### PROMPT
Identify each line below that contains the word "index", and copy it out.

### RECORDED DATA
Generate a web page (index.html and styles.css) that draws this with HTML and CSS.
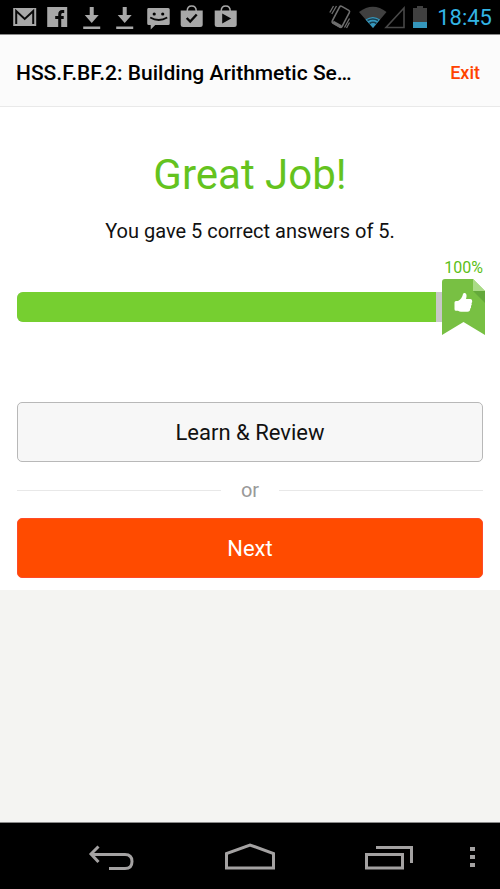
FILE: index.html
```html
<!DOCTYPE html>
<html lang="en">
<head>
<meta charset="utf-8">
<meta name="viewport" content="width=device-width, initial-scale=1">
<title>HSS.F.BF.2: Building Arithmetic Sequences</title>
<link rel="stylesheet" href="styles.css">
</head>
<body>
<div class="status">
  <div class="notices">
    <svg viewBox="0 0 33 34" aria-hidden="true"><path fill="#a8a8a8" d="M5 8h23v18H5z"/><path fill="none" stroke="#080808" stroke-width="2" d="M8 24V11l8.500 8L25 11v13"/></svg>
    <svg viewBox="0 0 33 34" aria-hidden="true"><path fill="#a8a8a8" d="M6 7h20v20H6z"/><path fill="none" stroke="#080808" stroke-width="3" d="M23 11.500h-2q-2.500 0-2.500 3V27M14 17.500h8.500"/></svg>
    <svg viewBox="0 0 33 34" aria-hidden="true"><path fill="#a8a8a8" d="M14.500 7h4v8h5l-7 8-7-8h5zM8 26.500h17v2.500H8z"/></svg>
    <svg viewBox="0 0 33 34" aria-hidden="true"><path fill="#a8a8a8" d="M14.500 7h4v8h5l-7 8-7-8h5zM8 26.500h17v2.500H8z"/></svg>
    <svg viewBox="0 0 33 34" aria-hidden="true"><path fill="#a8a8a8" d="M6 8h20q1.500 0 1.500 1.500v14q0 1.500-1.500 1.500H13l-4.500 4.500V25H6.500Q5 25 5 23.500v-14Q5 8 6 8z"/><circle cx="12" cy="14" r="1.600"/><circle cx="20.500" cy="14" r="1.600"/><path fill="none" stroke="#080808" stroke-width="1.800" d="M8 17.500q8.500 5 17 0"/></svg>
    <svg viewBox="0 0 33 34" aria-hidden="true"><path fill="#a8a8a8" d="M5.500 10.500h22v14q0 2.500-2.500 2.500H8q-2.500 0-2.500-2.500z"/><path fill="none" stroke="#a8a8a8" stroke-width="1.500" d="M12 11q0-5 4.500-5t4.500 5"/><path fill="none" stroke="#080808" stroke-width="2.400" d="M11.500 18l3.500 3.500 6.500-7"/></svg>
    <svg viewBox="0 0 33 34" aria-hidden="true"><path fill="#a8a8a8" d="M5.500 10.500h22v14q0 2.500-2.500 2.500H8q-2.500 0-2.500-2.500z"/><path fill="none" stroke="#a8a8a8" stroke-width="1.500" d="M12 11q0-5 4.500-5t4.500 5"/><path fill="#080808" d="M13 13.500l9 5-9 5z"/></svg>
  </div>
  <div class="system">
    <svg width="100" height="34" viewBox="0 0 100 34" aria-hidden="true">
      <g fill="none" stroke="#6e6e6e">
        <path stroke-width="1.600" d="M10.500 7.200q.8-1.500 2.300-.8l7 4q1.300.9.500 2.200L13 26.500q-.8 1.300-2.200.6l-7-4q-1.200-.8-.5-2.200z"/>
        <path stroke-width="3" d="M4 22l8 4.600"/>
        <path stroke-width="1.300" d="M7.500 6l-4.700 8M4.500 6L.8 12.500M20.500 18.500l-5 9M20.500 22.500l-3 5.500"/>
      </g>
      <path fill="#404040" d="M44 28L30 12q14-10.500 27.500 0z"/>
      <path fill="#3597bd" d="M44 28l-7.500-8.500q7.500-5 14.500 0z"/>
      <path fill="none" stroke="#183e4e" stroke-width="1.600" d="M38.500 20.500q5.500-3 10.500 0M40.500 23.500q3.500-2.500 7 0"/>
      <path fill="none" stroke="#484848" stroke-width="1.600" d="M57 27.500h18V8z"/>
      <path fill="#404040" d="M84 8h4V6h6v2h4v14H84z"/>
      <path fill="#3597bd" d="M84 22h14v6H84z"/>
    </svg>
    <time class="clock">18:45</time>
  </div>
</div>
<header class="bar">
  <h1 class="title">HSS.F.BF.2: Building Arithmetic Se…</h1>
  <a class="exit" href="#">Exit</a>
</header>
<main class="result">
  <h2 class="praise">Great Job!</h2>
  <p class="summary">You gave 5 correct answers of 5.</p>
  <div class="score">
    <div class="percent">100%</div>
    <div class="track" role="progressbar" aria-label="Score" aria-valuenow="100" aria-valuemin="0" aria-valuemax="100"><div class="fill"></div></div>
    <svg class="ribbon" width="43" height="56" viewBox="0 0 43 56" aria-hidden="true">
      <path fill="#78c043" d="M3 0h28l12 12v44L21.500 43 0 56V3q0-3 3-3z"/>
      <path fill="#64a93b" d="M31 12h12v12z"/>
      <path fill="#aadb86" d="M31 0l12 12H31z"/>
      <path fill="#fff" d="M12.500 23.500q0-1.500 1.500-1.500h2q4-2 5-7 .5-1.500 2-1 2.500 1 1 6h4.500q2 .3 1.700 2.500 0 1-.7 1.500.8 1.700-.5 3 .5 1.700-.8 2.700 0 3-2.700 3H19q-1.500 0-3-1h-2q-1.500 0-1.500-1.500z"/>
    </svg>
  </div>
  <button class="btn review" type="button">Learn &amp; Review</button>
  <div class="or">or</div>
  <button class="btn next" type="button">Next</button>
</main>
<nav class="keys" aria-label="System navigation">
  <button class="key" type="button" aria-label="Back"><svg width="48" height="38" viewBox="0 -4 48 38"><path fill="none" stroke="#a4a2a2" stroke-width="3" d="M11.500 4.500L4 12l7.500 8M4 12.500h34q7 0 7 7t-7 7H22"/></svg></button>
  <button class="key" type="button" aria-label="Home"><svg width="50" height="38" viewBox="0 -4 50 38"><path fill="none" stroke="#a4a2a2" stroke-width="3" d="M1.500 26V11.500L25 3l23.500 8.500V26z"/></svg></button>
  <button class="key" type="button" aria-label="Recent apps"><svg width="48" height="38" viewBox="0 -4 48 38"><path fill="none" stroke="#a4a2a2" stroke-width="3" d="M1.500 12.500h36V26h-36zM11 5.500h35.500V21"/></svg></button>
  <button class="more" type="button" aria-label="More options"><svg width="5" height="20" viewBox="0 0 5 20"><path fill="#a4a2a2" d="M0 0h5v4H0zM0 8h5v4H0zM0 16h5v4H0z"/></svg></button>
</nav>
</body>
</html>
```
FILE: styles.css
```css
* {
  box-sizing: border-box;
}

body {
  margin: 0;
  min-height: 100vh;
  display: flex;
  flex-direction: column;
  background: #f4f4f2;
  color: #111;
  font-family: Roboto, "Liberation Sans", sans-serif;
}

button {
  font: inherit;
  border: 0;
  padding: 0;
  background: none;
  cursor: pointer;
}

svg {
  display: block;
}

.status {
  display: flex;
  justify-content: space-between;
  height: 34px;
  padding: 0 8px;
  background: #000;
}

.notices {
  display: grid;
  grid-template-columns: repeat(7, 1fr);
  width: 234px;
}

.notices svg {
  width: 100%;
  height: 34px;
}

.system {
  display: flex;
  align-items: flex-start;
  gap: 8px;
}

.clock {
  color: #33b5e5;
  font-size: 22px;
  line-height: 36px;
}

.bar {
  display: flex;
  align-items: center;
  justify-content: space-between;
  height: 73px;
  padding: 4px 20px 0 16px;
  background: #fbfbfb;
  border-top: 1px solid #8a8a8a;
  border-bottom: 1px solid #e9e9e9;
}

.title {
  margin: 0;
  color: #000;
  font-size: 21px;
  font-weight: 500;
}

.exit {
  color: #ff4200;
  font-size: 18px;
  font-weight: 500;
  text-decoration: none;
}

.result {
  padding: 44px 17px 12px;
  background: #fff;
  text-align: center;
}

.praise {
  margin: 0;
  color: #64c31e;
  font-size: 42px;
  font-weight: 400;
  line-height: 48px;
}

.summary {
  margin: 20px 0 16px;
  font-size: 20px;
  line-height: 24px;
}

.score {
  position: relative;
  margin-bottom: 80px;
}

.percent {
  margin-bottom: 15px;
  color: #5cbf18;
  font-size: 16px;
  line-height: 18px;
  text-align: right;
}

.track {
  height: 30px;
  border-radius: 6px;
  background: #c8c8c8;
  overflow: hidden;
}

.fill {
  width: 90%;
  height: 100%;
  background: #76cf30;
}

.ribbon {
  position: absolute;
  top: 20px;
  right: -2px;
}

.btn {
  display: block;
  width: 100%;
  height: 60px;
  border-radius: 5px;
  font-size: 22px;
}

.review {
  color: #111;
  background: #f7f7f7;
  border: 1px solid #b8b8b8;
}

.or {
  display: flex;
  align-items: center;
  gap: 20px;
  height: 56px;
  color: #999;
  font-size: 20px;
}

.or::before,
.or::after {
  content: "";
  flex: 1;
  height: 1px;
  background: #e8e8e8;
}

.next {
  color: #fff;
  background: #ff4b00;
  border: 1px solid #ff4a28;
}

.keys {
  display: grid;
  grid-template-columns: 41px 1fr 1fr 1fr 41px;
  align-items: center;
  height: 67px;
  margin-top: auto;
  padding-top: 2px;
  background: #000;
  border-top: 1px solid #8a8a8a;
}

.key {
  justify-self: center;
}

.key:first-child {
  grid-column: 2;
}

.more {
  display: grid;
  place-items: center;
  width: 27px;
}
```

### WRITTEN RESPONSE
Generate a web page (index.html and styles.css) that draws this with HTML and CSS.
FILE: index.html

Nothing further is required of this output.